» **Description of the task**: Copy everything in the data below exactly except the pictures.

» **Provided data**:

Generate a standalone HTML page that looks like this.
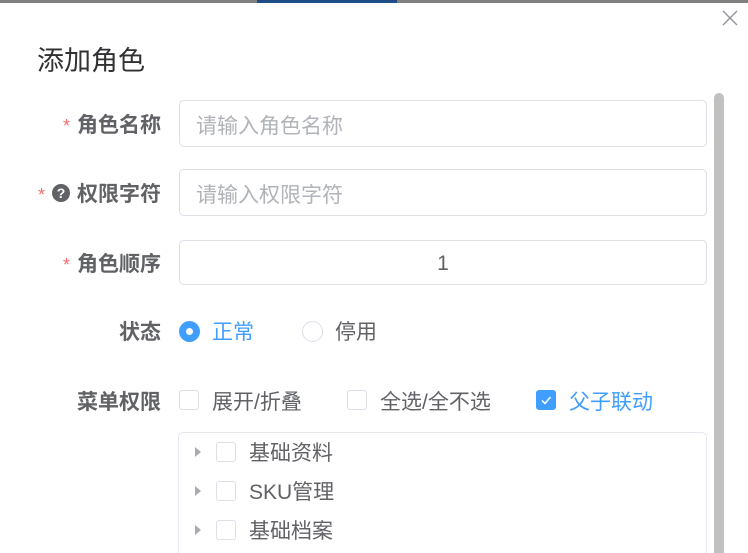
<!DOCTYPE html>
<html><head><meta charset="utf-8"><style>
*{box-sizing:border-box;margin:0;padding:0}
html,body{width:748px;height:553px;overflow:hidden}
body{background:#fff;font-family:"Liberation Sans","Noto Sans CJK SC",sans-serif;position:relative}
.a{position:absolute}
.lbl{position:absolute;right:587px;font-size:21px;font-weight:bold;color:#606266;white-space:nowrap;line-height:26px}
.star{color:#f56c6c;margin-right:7px;font-weight:normal;font-size:18px}
.inp{position:absolute;left:179px;width:528px;border:1px solid #dcdfe6;border-radius:5px;font-size:21px;color:#b0b3b8;padding-left:16px;padding-top:3px;display:flex;align-items:center}
.cb{position:absolute;width:20px;height:20px;border:1px solid #dcdfe6;border-radius:3px;background:#fff}
.t{position:absolute;font-size:21px;color:#606266;line-height:26px;white-space:nowrap}
.tri{position:absolute;width:0;height:0;border-left:6px solid #a8abb2;border-top:5px solid transparent;border-bottom:5px solid transparent}
</style></head><body>
<div class="a" style="left:0;top:0;width:748px;height:3px;background:#808080"></div>
<div class="a" style="left:257px;top:0;width:140px;height:3px;background:#1f4e86"></div>
<svg class="a" style="left:722px;top:10px" width="16" height="16"><path d="M1 1L15 15M15 1L1 15" stroke="#909399" stroke-width="1.4"/></svg>
<div class="a" style="left:37px;top:44px;font-size:27px;color:#303133;line-height:34px">添加角色</div>
<div class="a" style="left:714px;top:93px;width:10px;height:460px;background:#c1c1c1;border-radius:5px 5px 0 0"></div>

<div class="lbl" style="top:113px"><span class="star">*</span>角色名称</div>
<div class="inp" style="top:100px;height:47px">请输入角色名称</div>

<div class="lbl" style="top:182px"><span class="star">*</span><span style="display:inline-block;width:18px;height:18px;border-radius:50%;background:#606266;color:#fff;font-size:14px;line-height:18px;text-align:center;vertical-align:3px;margin-right:7px">?</span>权限字符</div>
<div class="inp" style="top:169px;height:47px">请输入权限字符</div>

<div class="lbl" style="top:252px"><span class="star">*</span>角色顺序</div>
<div class="inp" style="top:240px;height:45px;justify-content:center;padding-left:0;color:#606266">1</div>

<div class="lbl" style="top:320px">状态</div>
<div class="a" style="left:179px;top:321px;width:21px;height:21px;border-radius:50%;background:#409eff"><div class="a" style="left:7px;top:7px;width:7px;height:7px;border-radius:50%;background:#fff"></div></div>
<div class="t" style="left:212px;top:320px;color:#409eff">正常</div>
<div class="a" style="left:302px;top:321px;width:21px;height:21px;border-radius:50%;border:1px solid #dcdfe6"></div>
<div class="t" style="left:335px;top:320px">停用</div>

<div class="lbl" style="top:390px">菜单权限</div>
<div class="cb" style="left:179px;top:390px"></div>
<div class="t" style="left:212px;top:390px">展开/折叠</div>
<div class="cb" style="left:347px;top:390px"></div>
<div class="t" style="left:380px;top:390px">全选/全不选</div>
<div class="cb" style="left:536px;top:390px;background:#409eff;border-color:#409eff"><svg width="18" height="18" style="position:absolute;left:0;top:0"><path d="M5 9.5L8 12.5L13.5 6" fill="none" stroke="#fff" stroke-width="1.5"/></svg></div>
<div class="t" style="left:569px;top:390px;color:#409eff">父子联动</div>

<div class="a" style="left:178px;top:432px;width:529px;height:140px;border:1px solid #e4e7ed;border-radius:5px"></div>
<div class="tri" style="left:195px;top:447px"></div><div class="cb" style="left:216px;top:442px"></div><div class="t" style="left:249px;top:441px">基础资料</div>
<div class="tri" style="left:195px;top:486px"></div><div class="cb" style="left:216px;top:481px"></div><div class="t" style="left:249px;top:480px">SKU管理</div>
<div class="tri" style="left:195px;top:525px"></div><div class="cb" style="left:216px;top:520px"></div><div class="t" style="left:249px;top:519px">基础档案</div>
</body></html>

» **Reply**:
Generate a standalone HTML page that looks like this.
<!DOCTYPE html>
<html><head><meta charset="utf-8"><style>
*{box-sizing:border-box;margin:0;padding:0}
html,body{width:748px;height:553px;overflow:hidden}
body{background:#fff;font-family:"Liberation Sans","Noto Sans CJK SC",sans-serif;position:relative}
.a{position:absolute}
.lbl{position:absolute;right:587px;font-size:21px;font-weight:bold;color:#606266;white-space:nowrap;line-height:26px}
.star{color:#f56c6c;margin-right:7px;font-weight:normal;font-size:18px}
.inp{position:absolute;left:179px;width:528px;border:1px solid #dcdfe6;border-radius:5px;font-size:21px;color:#b0b3b8;padding-left:16px;padding-top:3px;display:flex;align-items:center}
.cb{position:absolute;width:20px;height:20px;border:1px solid #dcdfe6;border-radius:3px;background:#fff}
.t{position:absolute;font-size:21px;color:#606266;line-height:26px;white-space:nowrap}
.tri{position:absolute;width:0;height:0;border-left:6px solid #a8abb2;border-top:5px solid transparent;border-bottom:5px solid transparent}
</style></head><body>
<div class="a" style="left:0;top:0;width:748px;height:3px;background:#808080"></div>
<div class="a" style="left:257px;top:0;width:140px;height:3px;background:#1f4e86"></div>
<svg class="a" style="left:722px;top:10px" width="16" height="16"><path d="M1 1L15 15M15 1L1 15" stroke="#909399" stroke-width="1.4"/></svg>
<div class="a" style="left:37px;top:44px;font-size:27px;color:#303133;line-height:34px">添加角色</div>
<div class="a" style="left:714px;top:93px;width:10px;height:460px;background:#c1c1c1;border-radius:5px 5px 0 0"></div>

<div class="lbl" style="top:113px"><span class="star">*</span>角色名称</div>
<div class="inp" style="top:100px;height:47px">请输入角色名称</div>

<div class="lbl" style="top:182px"><span class="star">*</span><span style="display:inline-block;width:18px;height:18px;border-radius:50%;background:#606266;color:#fff;font-size:14px;line-height:18px;text-align:center;vertical-align:3px;margin-right:7px">?</span>权限字符</div>
<div class="inp" style="top:169px;height:47px">请输入权限字符</div>

<div class="lbl" style="top:252px"><span class="star">*</span>角色顺序</div>
<div class="inp" style="top:240px;height:45px;justify-content:center;padding-left:0;color:#606266">1</div>

<div class="lbl" style="top:320px">状态</div>
<div class="a" style="left:179px;top:321px;width:21px;height:21px;border-radius:50%;background:#409eff"><div class="a" style="left:7px;top:7px;width:7px;height:7px;border-radius:50%;background:#fff"></div></div>
<div class="t" style="left:212px;top:320px;color:#409eff">正常</div>
<div class="a" style="left:302px;top:321px;width:21px;height:21px;border-radius:50%;border:1px solid #dcdfe6"></div>
<div class="t" style="left:335px;top:320px">停用</div>

<div class="lbl" style="top:390px">菜单权限</div>
<div class="cb" style="left:179px;top:390px"></div>
<div class="t" style="left:212px;top:390px">展开/折叠</div>
<div class="cb" style="left:347px;top:390px"></div>
<div class="t" style="left:380px;top:390px">全选/全不选</div>
<div class="cb" style="left:536px;top:390px;background:#409eff;border-color:#409eff"><svg width="18" height="18" style="position:absolute;left:0;top:0"><path d="M5 9.5L8 12.5L13.5 6" fill="none" stroke="#fff" stroke-width="1.5"/></svg></div>
<div class="t" style="left:569px;top:390px;color:#409eff">父子联动</div>

<div class="a" style="left:178px;top:432px;width:529px;height:140px;border:1px solid #e4e7ed;border-radius:5px"></div>
<div class="tri" style="left:195px;top:447px"></div><div class="cb" style="left:216px;top:442px"></div><div class="t" style="left:249px;top:441px">基础资料</div>
<div class="tri" style="left:195px;top:486px"></div><div class="cb" style="left:216px;top:481px"></div><div class="t" style="left:249px;top:480px">SKU管理</div>
<div class="tri" style="left:195px;top:525px"></div><div class="cb" style="left:216px;top:520px"></div><div class="t" style="left:249px;top:519px">基础档案</div>
</body></html>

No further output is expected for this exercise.